Although I haven’t read Desert Town yet, I expect it to have the same style as the others. In each one, Geisert uses simple narration to describe the town over the course of a year and explain how the seasons affect it and the people living there. Her husband’s birds’-eye-view illustrations make readers feel they are silent, secret observers.
These books are great for depicting towns and people across the United States. They are realistic examples of specific parts of America. Although they’d be great for geography lessons, these books work best in one-on-one reading. The details in the pictures are best seen up close. With so much detail in the pictures, however, the story is new every time it’s read.
At the end of each book, Geisert also includes a note to mention events that happened throughout the year (a wedding, carnival, dedication, etc.) that the reader may have missed. It’s fun to go back through the pages of the story to find evidence of those events in the town. These are definite reads for anyone interested in small towns across the country.
February 10, 2009
This cute book from 2007 was written by Carla Morris and illustrated by Brad Sneed. I just happened to stumble upon it while browsing through the library, and of course, since it involves librarians, I had to pick it up.

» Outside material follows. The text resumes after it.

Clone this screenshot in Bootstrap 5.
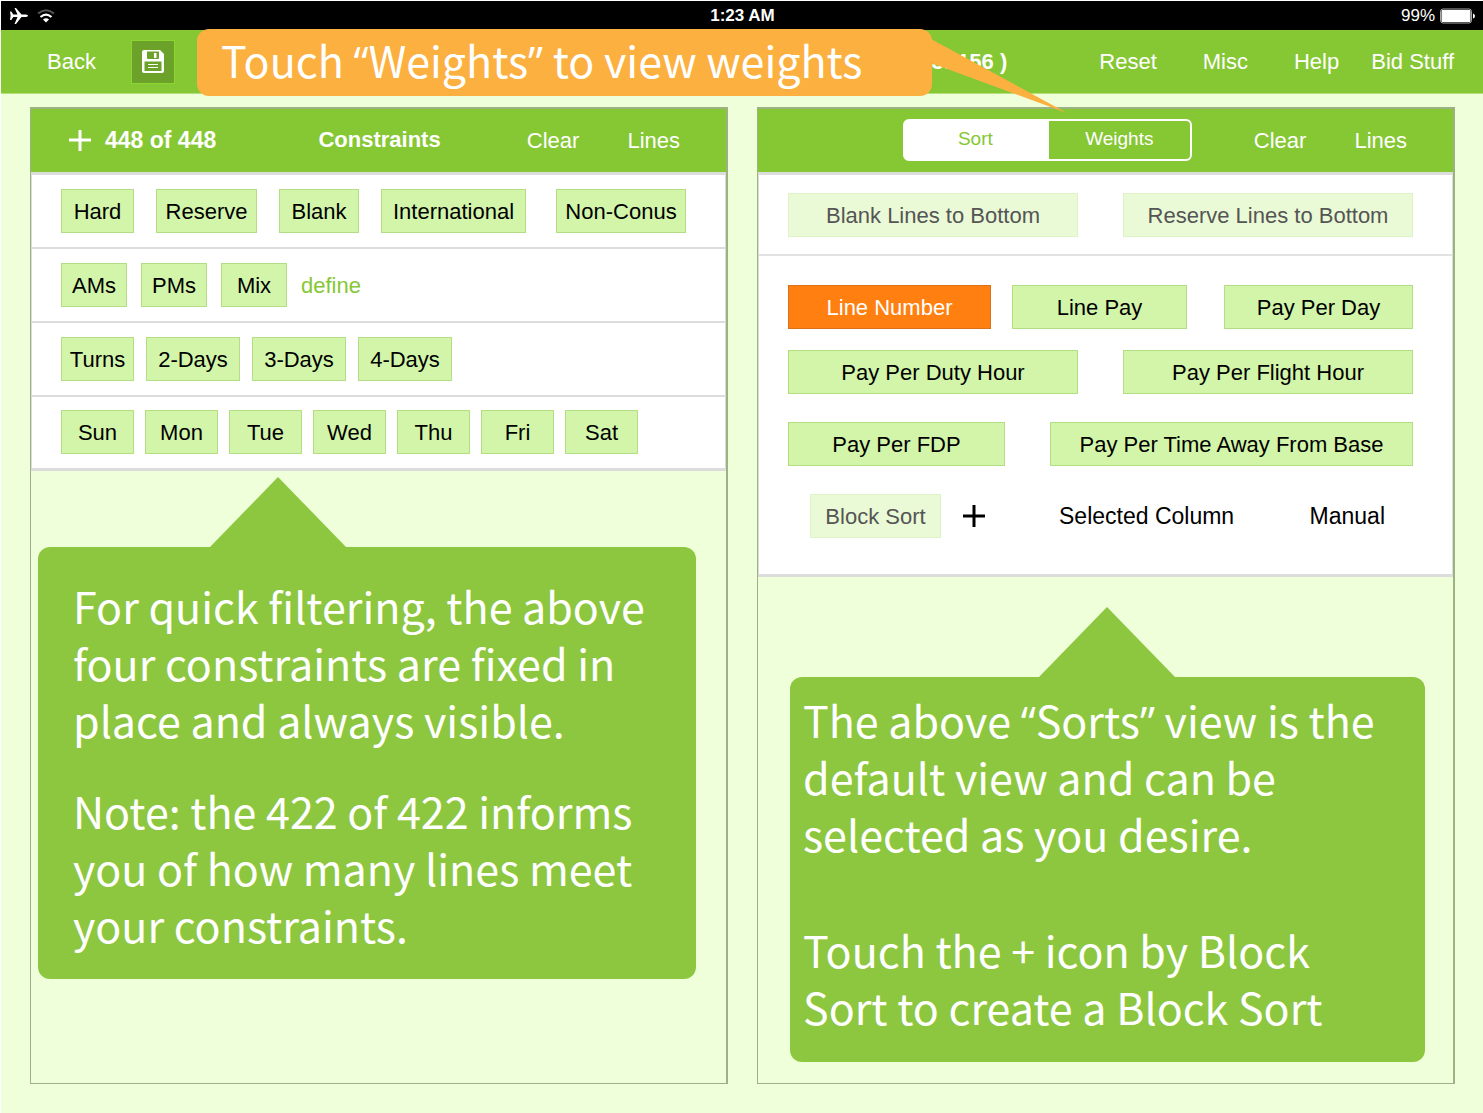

The story is about Melvin who grows up going to the library every day after school. He talks to the librarians, who he says are always happy to see him. They help him find information, teach him about classification, help him practice lines for a play, and much more. Melvin also mentions attending all the library programs, including the Spend the Night in the Library party. Do some libraries really do that?
As Melvin grows up, he continues coming to the library and visiting the librarians. This is a great book about how the library can affect kids! This book is also great for helping kids who have library anxiety because it shows children that librarians are kind, helpful, and full of information. One of my favorite parts is a reoccuring theme about the librarians, whether they help him find information or are proud of him when he succeeds: “They couldn’t help it. That’s how librarians are.”